● What this task involves
Omit all images. Transcribe the rest of the material below exactly.

● Dataset content
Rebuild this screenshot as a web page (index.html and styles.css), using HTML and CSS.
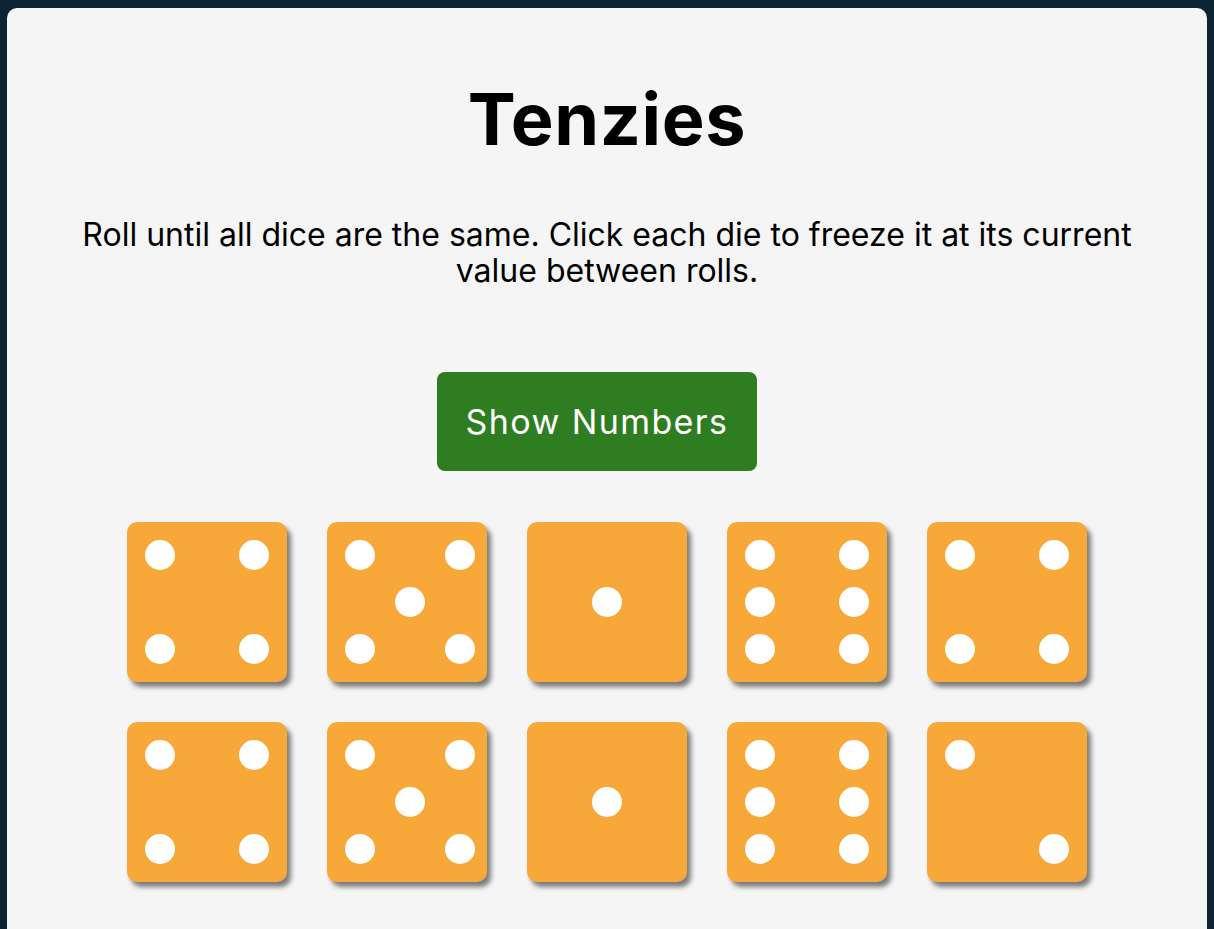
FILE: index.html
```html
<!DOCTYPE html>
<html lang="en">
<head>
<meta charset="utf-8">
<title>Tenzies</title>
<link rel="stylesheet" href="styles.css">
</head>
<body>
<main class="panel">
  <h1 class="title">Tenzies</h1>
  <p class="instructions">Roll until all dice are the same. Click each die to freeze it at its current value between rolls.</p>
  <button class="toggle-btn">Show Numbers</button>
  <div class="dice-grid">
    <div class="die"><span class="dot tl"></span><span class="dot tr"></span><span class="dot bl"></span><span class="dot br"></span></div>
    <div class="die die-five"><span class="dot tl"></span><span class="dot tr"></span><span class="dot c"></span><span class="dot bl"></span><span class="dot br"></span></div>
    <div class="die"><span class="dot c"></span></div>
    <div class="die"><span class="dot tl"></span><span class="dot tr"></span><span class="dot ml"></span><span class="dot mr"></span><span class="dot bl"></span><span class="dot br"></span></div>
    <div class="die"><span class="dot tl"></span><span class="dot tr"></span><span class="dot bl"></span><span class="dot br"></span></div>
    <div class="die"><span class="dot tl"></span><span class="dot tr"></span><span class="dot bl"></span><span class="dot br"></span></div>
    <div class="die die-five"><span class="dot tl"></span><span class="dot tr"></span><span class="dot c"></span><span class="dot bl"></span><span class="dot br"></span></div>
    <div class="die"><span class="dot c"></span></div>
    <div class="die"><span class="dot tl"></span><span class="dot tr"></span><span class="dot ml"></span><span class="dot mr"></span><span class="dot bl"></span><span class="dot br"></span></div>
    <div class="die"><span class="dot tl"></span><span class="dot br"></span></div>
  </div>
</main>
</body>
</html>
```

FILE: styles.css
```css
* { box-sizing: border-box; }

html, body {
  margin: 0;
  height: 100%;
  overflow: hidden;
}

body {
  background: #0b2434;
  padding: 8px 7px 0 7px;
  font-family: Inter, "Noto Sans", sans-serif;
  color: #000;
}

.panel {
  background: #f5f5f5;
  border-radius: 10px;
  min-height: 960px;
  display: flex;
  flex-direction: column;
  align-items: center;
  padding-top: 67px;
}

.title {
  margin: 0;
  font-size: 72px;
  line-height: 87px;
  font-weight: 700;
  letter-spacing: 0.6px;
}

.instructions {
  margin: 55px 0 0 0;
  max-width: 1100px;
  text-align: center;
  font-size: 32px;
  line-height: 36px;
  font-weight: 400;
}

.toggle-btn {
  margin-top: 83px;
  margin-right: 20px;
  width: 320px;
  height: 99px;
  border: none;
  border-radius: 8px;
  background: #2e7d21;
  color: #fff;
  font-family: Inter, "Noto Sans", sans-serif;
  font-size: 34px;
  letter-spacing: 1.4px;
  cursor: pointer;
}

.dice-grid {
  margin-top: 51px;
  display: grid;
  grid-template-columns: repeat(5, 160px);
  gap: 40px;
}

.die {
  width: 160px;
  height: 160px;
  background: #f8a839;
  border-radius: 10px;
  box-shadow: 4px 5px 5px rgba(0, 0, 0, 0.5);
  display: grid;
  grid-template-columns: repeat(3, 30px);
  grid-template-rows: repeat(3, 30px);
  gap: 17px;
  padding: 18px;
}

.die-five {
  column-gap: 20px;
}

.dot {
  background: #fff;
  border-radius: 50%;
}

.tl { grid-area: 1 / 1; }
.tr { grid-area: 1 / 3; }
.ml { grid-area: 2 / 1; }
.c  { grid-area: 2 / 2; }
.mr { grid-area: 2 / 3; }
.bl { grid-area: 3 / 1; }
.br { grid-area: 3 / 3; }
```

● Answer
Rebuild this screenshot as a web page (index.html and styles.css), using HTML and CSS.
FILE: index.html
```html
<!DOCTYPE html>
<html lang="en">
<head>
<meta charset="utf-8">
<title>Tenzies</title>
<link rel="stylesheet" href="styles.css">
</head>
<body>
<main class="panel">
  <h1 class="title">Tenzies</h1>
  <p class="instructions">Roll until all dice are the same. Click each die to freeze it at its current value between rolls.</p>
  <button class="toggle-btn">Show Numbers</button>
  <div class="dice-grid">
    <div class="die"><span class="dot tl"></span><span class="dot tr"></span><span class="dot bl"></span><span class="dot br"></span></div>
    <div class="die die-five"><span class="dot tl"></span><span class="dot tr"></span><span class="dot c"></span><span class="dot bl"></span><span class="dot br"></span></div>
    <div class="die"><span class="dot c"></span></div>
    <div class="die"><span class="dot tl"></span><span class="dot tr"></span><span class="dot ml"></span><span class="dot mr"></span><span class="dot bl"></span><span class="dot br"></span></div>
    <div class="die"><span class="dot tl"></span><span class="dot tr"></span><span class="dot bl"></span><span class="dot br"></span></div>
    <div class="die"><span class="dot tl"></span><span class="dot tr"></span><span class="dot bl"></span><span class="dot br"></span></div>
    <div class="die die-five"><span class="dot tl"></span><span class="dot tr"></span><span class="dot c"></span><span class="dot bl"></span><span class="dot br"></span></div>
    <div class="die"><span class="dot c"></span></div>
    <div class="die"><span class="dot tl"></span><span class="dot tr"></span><span class="dot ml"></span><span class="dot mr"></span><span class="dot bl"></span><span class="dot br"></span></div>
    <div class="die"><span class="dot tl"></span><span class="dot br"></span></div>
  </div>
</main>
</body>
</html>
```

FILE: styles.css
```css
* { box-sizing: border-box; }

html, body {
  margin: 0;
  height: 100%;
  overflow: hidden;
}

body {
  background: #0b2434;
  padding: 8px 7px 0 7px;
  font-family: Inter, "Noto Sans", sans-serif;
  color: #000;
}

.panel {
  background: #f5f5f5;
  border-radius: 10px;
  min-height: 960px;
  display: flex;
  flex-direction: column;
  align-items: center;
  padding-top: 67px;
}

.title {
  margin: 0;
  font-size: 72px;
  line-height: 87px;
  font-weight: 700;
  letter-spacing: 0.6px;
}

.instructions {
  margin: 55px 0 0 0;
  max-width: 1100px;
  text-align: center;
  font-size: 32px;
  line-height: 36px;
  font-weight: 400;
}

.toggle-btn {
  margin-top: 83px;
  margin-right: 20px;
  width: 320px;
  height: 99px;
  border: none;
  border-radius: 8px;
  background: #2e7d21;
  color: #fff;
  font-family: Inter, "Noto Sans", sans-serif;
  font-size: 34px;
  letter-spacing: 1.4px;
  cursor: pointer;
}

.dice-grid {
  margin-top: 51px;
  display: grid;
  grid-template-columns: repeat(5, 160px);
  gap: 40px;
}

.die {
  width: 160px;
  height: 160px;
  background: #f8a839;
  border-radius: 10px;
  box-shadow: 4px 5px 5px rgba(0, 0, 0, 0.5);
  display: grid;
  grid-template-columns: repeat(3, 30px);
  grid-template-rows: repeat(3, 30px);
  gap: 17px;
  padding: 18px;
}

.die-five {
  column-gap: 20px;
}

.dot {
  background: #fff;
  border-radius: 50%;
}

.tl { grid-area: 1 / 1; }
.tr { grid-area: 1 / 3; }
.ml { grid-area: 2 / 1; }
.c  { grid-area: 2 / 2; }
.mr { grid-area: 2 / 3; }
.bl { grid-area: 3 / 1; }
.br { grid-area: 3 / 3; }
```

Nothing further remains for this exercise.